Cinq ans se sont écoulés depuis 2013. Mais, un retour en arrière rappelle à quel point la situation était grave. Le président déchu Mohamed Morsi était une vraie menace pour l'Egypte, mais la menace ne concernait pas uniquement la vie politique ou économique. En tout cas, les intellectuels l'ont vécue différemment. Il s'agissait notamment d'une menace qui a commencé lorsque Morsi, se croyant capable de donner un coup dur aux intellectuels d'Egypte, a décidé de nommer au poste de ministre de la Culture la figure frériste et rétrograde, Alaa Abdel-Aziz. Ce dernier à peine accédé à son poste acherché par tous les moyens à s'emparer des rênes de la scène culturelle en Egypte. Il était clair que les Frères Musulmans avaient décidé de castrer les figures de proue de la scène culturelle égyptienne pour imposer ses idées fascistes, obscurantistes et fréristes.

Pour la première fois dans l'histoire d'Egypte, les intellectuels ont manifesté: ils ne pouvaient plus supporter ce recul qui allait au-delà de la logique.

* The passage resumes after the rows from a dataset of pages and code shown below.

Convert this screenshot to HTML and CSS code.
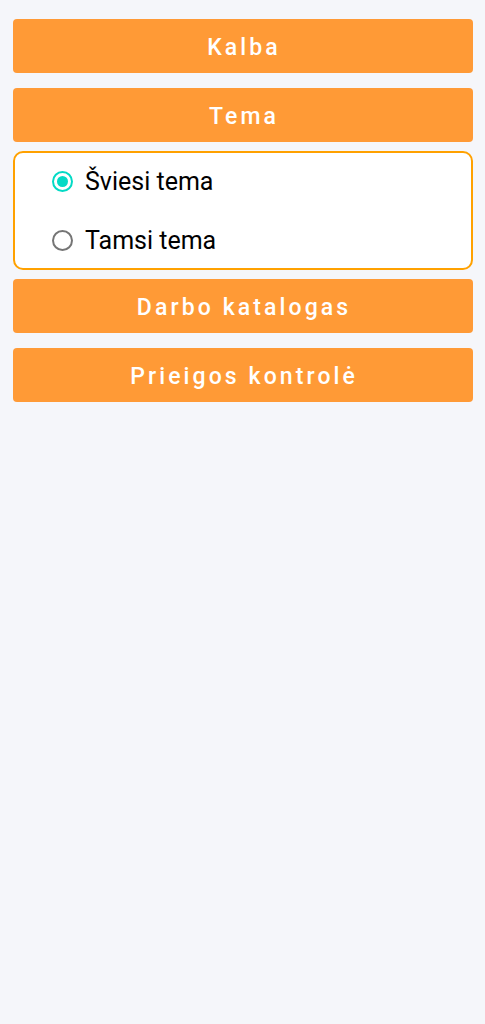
FILE: index.html
```html
<!DOCTYPE html>
<html lang="lt">
<head>
<meta charset="utf-8">
<title>Nustatymai</title>
<link rel="stylesheet" href="styles.css">
</head>
<body>
<main class="settings">
  <button class="btn btn-first">Kalba</button>
  <button class="btn">Tema</button>
  <div class="panel" role="radiogroup">
    <label class="option option-first">
      <span class="radio radio-on"></span>
      <span class="option-text">Šviesi tema</span>
    </label>
    <label class="option option-last">
      <span class="radio"></span>
      <span class="option-text">Tamsi tema</span>
    </label>
  </div>
  <button class="btn btn-after-panel">Darbo katalogas</button>
  <button class="btn">Prieigos kontrolė</button>
</main>
</body>
</html>
```
FILE: styles.css
```css
html, body {
  margin: 0;
  padding: 0;
  background: #f5f6fa;
}
body {
  font-family: Roboto, "Noto Sans", sans-serif;
}
.settings {
  display: flex;
  flex-direction: column;
  padding: 19px 12.5px 0 12.5px;
}
.btn {
  display: block;
  box-sizing: border-box;
  width: 100%;
  height: 54px;
  margin: 15px 0 0 0;
  border: none;
  border-radius: 4px;
  background: #ff9a36;
  color: #ffffff;
  font-family: Roboto, sans-serif;
  font-weight: 500;
  font-size: 23px;
  letter-spacing: 3.1px;
  padding: 3px 0 0 3.1px;
}
.btn-first {
  margin-top: 0;
}
.panel {
  margin-top: 9px;
  border: 2px solid #ffa100;
  border-radius: 10px;
  background: #ffffff;
  display: flex;
  flex-direction: column;
}
.btn-after-panel {
  margin-top: 9px;
}
.option {
  box-sizing: border-box;
  display: flex;
  align-items: center;
  padding-left: 37.5px;
}
.option-first {
  height: 56px;
}
.option-last {
  height: 59px;
  padding-top: 4px;
}
.radio {
  box-sizing: border-box;
  width: 21px;
  height: 21px;
  border: 2px solid #757575;
  border-radius: 50%;
  display: flex;
  align-items: center;
  justify-content: center;
  flex: none;
}
.radio-on {
  border-color: #03dac5;
}
.radio-on::after {
  content: "";
  width: 11px;
  height: 11px;
  border-radius: 50%;
  background: #03dac5;
}
.option-text {
  margin-left: 12px;
  font-size: 25px;
  color: #000000;
}
```
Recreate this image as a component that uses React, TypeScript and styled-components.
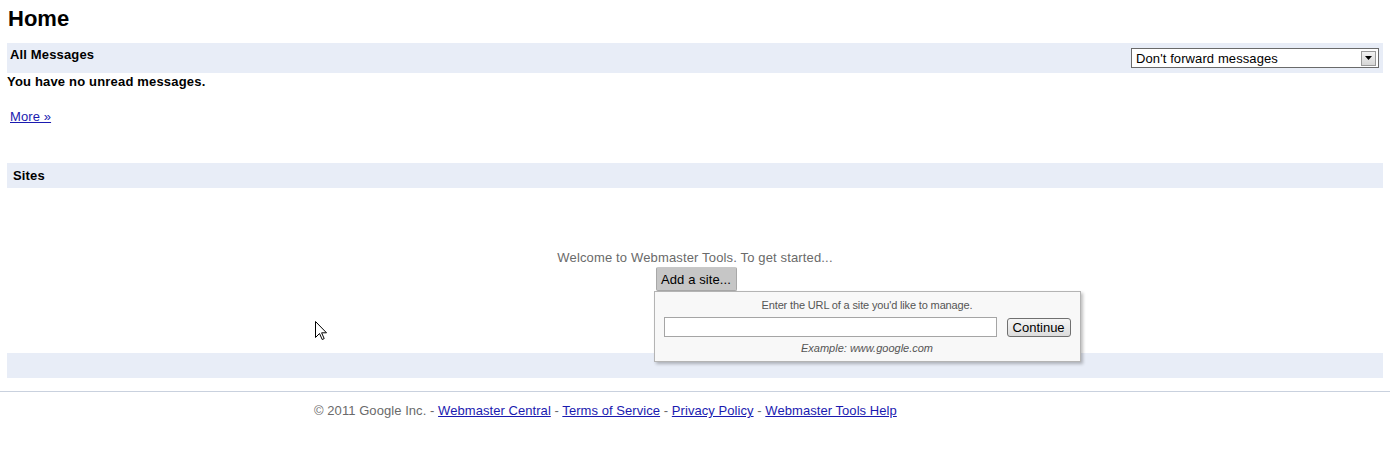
import React from "react";
import styled, { createGlobalStyle } from "styled-components";

const Global = createGlobalStyle`
  html, body { margin: 0; padding: 0; background: #fff; }
  body { font-family: "Liberation Sans", Arial, sans-serif; font-size: 13px; color: #000; letter-spacing: 0.1px; }
`;

const Page = styled.div`
  padding: 0 7px;
`;

const Title = styled.h1`
  margin: 6px 0 12px 1px;
  font-size: 22px;
  line-height: 25px;
  font-weight: bold;
  letter-spacing: 0;
`;

const Bar = styled.div<{ $h: number; $pad: string }>`
  display: flex;
  justify-content: space-between;
  align-items: flex-start;
  height: ${(p) => p.$h}px;
  box-sizing: border-box;
  padding: ${(p) => p.$pad};
  background: #e8edf7;
`;

const BarTitle = styled.div`
  font-weight: bold;
  font-size: 13px;
  line-height: 15px;
  letter-spacing: 0.15px;
`;

const Select = styled.div`
  margin-top: 1px;
  width: 248px;
  height: 20px;
  box-sizing: border-box;
  border: 1px solid #6a6a6a;
  background: #fff;
  display: flex;
  align-items: center;
  justify-content: space-between;
  padding-left: 4px;
  font-size: 13px;
`;

const Arrow = styled.div`
  width: 15px;
  height: 15px;
  margin-right: 2px;
  box-sizing: border-box;
  border: 1px solid #9a9a9a;
  background: linear-gradient(#f2f2f2, #d6d6d6);
  display: flex;
  align-items: center;
  justify-content: center;
`;

const Message = styled.div`
  margin-top: 1px;
  font-weight: bold;
  line-height: 15px;
  letter-spacing: 0.18px;
`;

const Link = styled.a`
  color: #1a1ab0;
  text-decoration: underline;
  cursor: pointer;
`;

const MoreLine = styled.div`
  margin: 20px 0 39px 3px;
  line-height: 15px;
`;

const SitesBody = styled.div`
  padding: 62px 0;
  display: flex;
  flex-direction: column;
  align-items: center;
`;

const Welcome = styled.div`
  color: #6a6a6a;
  line-height: 15px;
  margin-bottom: 2px;
  letter-spacing: 0.15px;
`;

const AddWrap = styled.div`
  position: relative;
  margin-left: 2px;
`;

const AddButton = styled.div`
  width: 81px;
  height: 24px;
  box-sizing: border-box;
  border: 1px solid #a8a8a8;
  border-top-color: #c8c8c8;
  border-radius: 2px;
  background: #c6c6c6;
  display: flex;
  align-items: center;
  justify-content: center;
  font-size: 13px;
`;

const Popup = styled.div`
  position: absolute;
  top: 24px;
  left: -2px;
  width: 427px;
  box-sizing: border-box;
  padding: 6px 9px 6px;
  background: #f8f8f8;
  border: 1px solid #b4b4b4;
  box-shadow: 2px 2px 3px rgba(0, 0, 0, 0.25);
  z-index: 2;
  display: flex;
  flex-direction: column;
  align-items: center;
`;

const Hint = styled.div<{ $italic?: boolean }>`
  font-size: 11px;
  line-height: 14px;
  color: #555;
  font-style: ${(p) => (p.$italic ? "italic" : "normal")};
  letter-spacing: ${(p) => (p.$italic ? "0" : "-0.15px")};
`;

const InputRow = styled.div`
  display: flex;
  align-items: flex-start;
  gap: 10px;
  margin: 5px 0 4px;
  width: 100%;
`;

const UrlInput = styled.input`
  width: 334px;
  height: 20px;
  box-sizing: border-box;
  border: 1px solid #a5a5a5;
  background: #fff;
  padding: 0 3px;
  margin: 0;
  font-family: inherit;
  font-size: 13px;
  outline: none;
`;

const ContinueButton = styled.button`
  margin-top: 1px;
  width: 64px;
  height: 19px;
  box-sizing: border-box;
  padding: 0;
  border: 1px solid #707070;
  border-radius: 3px;
  background: linear-gradient(#f6f6f6, #dcdcdc);
  font-family: inherit;
  font-size: 13px;
  color: #000;
  line-height: 15px;
`;

const Rule = styled.div`
  margin-top: 13px;
  height: 1px;
  background: #c9d1de;
`;

const Footer = styled.div`
  padding: 11px 0 0 314px;
  color: #6a6a6a;
  line-height: 16px;
  letter-spacing: 0.06px;
`;

const Cursor = styled.svg`
  position: absolute;
  left: 315px;
  top: 321px;
  z-index: 5;
`;

export default function App() {
  return (
    <>
      <Global />
      <Page>
        <Title>Home</Title>
        <Bar $h={30} $pad="4px 4px 0 3px">
          <BarTitle>All Messages</BarTitle>
          <Select>
            <span>Don't forward messages</span>
            <Arrow>
              <svg width="7" height="4" viewBox="0 0 7 4">
                <polygon points="0,0 7,0 3.5,4" fill="#000" />
              </svg>
            </Arrow>
          </Select>
        </Bar>
        <Message>You have no unread messages.</Message>
        <MoreLine>
          <Link>More »</Link>
        </MoreLine>
        <Bar $h={25} $pad="5px 6px 0 6px">
          <BarTitle>Sites</BarTitle>
        </Bar>
        <SitesBody>
          <Welcome>Welcome to Webmaster Tools. To get started...</Welcome>
          <AddWrap>
            <AddButton>Add a site...</AddButton>
            <Popup>
              <Hint>Enter the URL of a site you'd like to manage.</Hint>
              <InputRow>
                <UrlInput type="text" />
                <ContinueButton>Continue</ContinueButton>
              </InputRow>
              <Hint $italic>Example: www.google.com</Hint>
            </Popup>
          </AddWrap>
        </SitesBody>
        <Bar $h={25} $pad="0" />
      </Page>
      <Rule />
      <Footer>
        © 2011 Google Inc. - <Link>Webmaster Central</Link> - <Link>Terms of Service</Link> -{" "}
        <Link>Privacy Policy</Link> - <Link>Webmaster Tools Help</Link>
      </Footer>
      <Cursor width="12" height="20" viewBox="0 0 12 20">
        <path
          d="M0.5 0.5 L0.5 16.5 L4.5 12.5 L7.2 18.5 L9.2 17.6 L6.6 11.8 L11.5 11.8 Z"
          fill="#fff"
          stroke="#000"
          strokeWidth="1"
        />
      </Cursor>
    </>
  );
}
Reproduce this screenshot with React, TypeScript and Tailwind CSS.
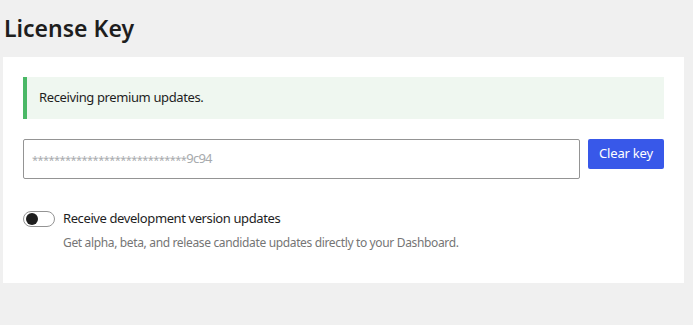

Mais, l'arrogance des Frères a dépassé toutes les bornes comme d'habitude. Le ministre des Frères Musulmans, chargé du poste de la Culture, a pris la grave et stupide décision de supprimer tous les spectacles de ballet à l'Opéra du Caire. La raison: le ballet est un art dévergondé qui serait en train de corrompre la société égyptienne et la détruire. Un prétexte qui n'a pas été accepté par les intellectuels d'Egypte ainsi que la plupart des Egyptiens. A l'époque, Dr Inès Abdel-Dayem était la présidente de l'Opéra du Caire. Courageuse et fière de son rôle en tant qu'artiste, elle n'a pas cédé facilement. Elle a insisté à s'opposer aux Frères Musulmans. Evidemment, Alaa Abdel-Aziz a eu recours à de sales stratégies pour l'effrayer, il l'a d'abord démise de ses fonctions, puis, l'a menacée de la faire comparaître devant la justice pour des raisons infondées. L'essentiel était d'intimider pour garantir que cette femme de calibre va fermer la bouche, mais cette dernière n'a pas fermé la bouche. Au contraire, elle a continué à lutter avec calme. Son sourire, malgré les menaces, était sa seule arme. Une arme digne d'une intellectuelle. Les sit-in et les manifestations des intellectuels se sont multipliés. La colère avait atteint son apogée. Et, les Egyptiens se sont rendus compte que culture et art ne peuvent rimer avec le régime fasciste des Frères Musulmans.

Cinq ans après la glorieuse Révolution du 30 juin, les Egyptiens se rappellent encore que si les Frères Musulmans étaient restés au pouvoir l'Opéra du Caire aurait été probablement démoli ou tombé dans l'abandon. Les enjeux culturels étaient nombreux et la pensée libre n'était plus tolérée. Ceux qui osaient parler d'arts risqués d'être taxés de mécréance et d'apostasie. Heureusement, cette page noire a été tournée et aujourd'hui, on se rend compte plus que jamais que la Révolution du 30 juin était une nouvelle aube pour la culture égyptienne.